The Body in the Locker goes on like this, making sure to lean into every thriller trope you can think of, from our protagonist winding down with a bath before something terrible happens to every suspect showing up at the wrong place and time, making them all look super suspicious even though it’s heavily implied that whoever killed the woman in the locker was acting alone. James gets grilled by the press at work and refuses to divulge information that could soil his late father-in-law’s reputation, while Clare tries to keep the whole thing hush-hush so her family’s legacy remains free of any dark spots.

Stop Interfering With Active Crime Scenes! 

The Body in the Locker is only the second Lifetime movie I’ve watched on Netflix, but a clear pattern is starting to emerge that I’ll be keeping tabs on. Everybody in these movies loves interfering with active crime scene investigations. The Paradise Murders shows guests at a luxury resort, some of whom are suspected of first-degree murder, coming and going as they please. Some of these people are caught rummaging through the victim’s personal belongings, and the most they get is, “Hey, buddy. Don’t do that!”

The same exact thing happens in The Body in the Locker. A storage unit is incinerated, and nobody, not even Lisa, whose entire job is to keep an eye on the business during the late-night hours, is ever questioned or told to stop coming to work until everything is sorted out. On one hand, it makes for a great mystery because everybody is so catastrophically stupid that maybe they accidentally Mr. Magoo’d a woman to death, panicked, and dragged her body into a nearby storage unit. I mean, the murder HAD to have happened there, right? Certainly somebody would have noticed a dead human body being dragged into this place before it got stuffed into an armoire, right?

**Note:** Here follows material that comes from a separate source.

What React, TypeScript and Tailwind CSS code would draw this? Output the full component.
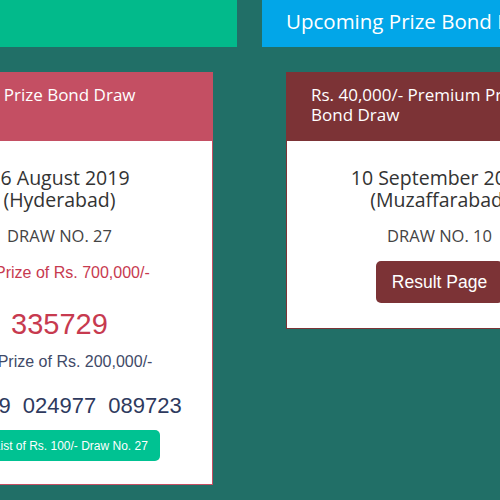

I’m just a guy asking questions. You may also be asking questions like, “Why on Earth would I ever watch something like The Body in the Locker?” and I don’t have a clear answer for you other than I found it really, really funny. There are movies like The Room and Birdemic: Shock and Terror that get by on their low-budget cult-movie charm, but this one is entirely in a league of its own. At least for me, I’ve been really enjoying yelling at these Lifetime movies on Netflix while getting my cardio in on the exercise bike. I think the extra boost to my heart rate is enough to keep me coming back for more.

As of this writing, The Body in the Locker is streaming on Netflix. The real mystery, though, is whether you can handle it.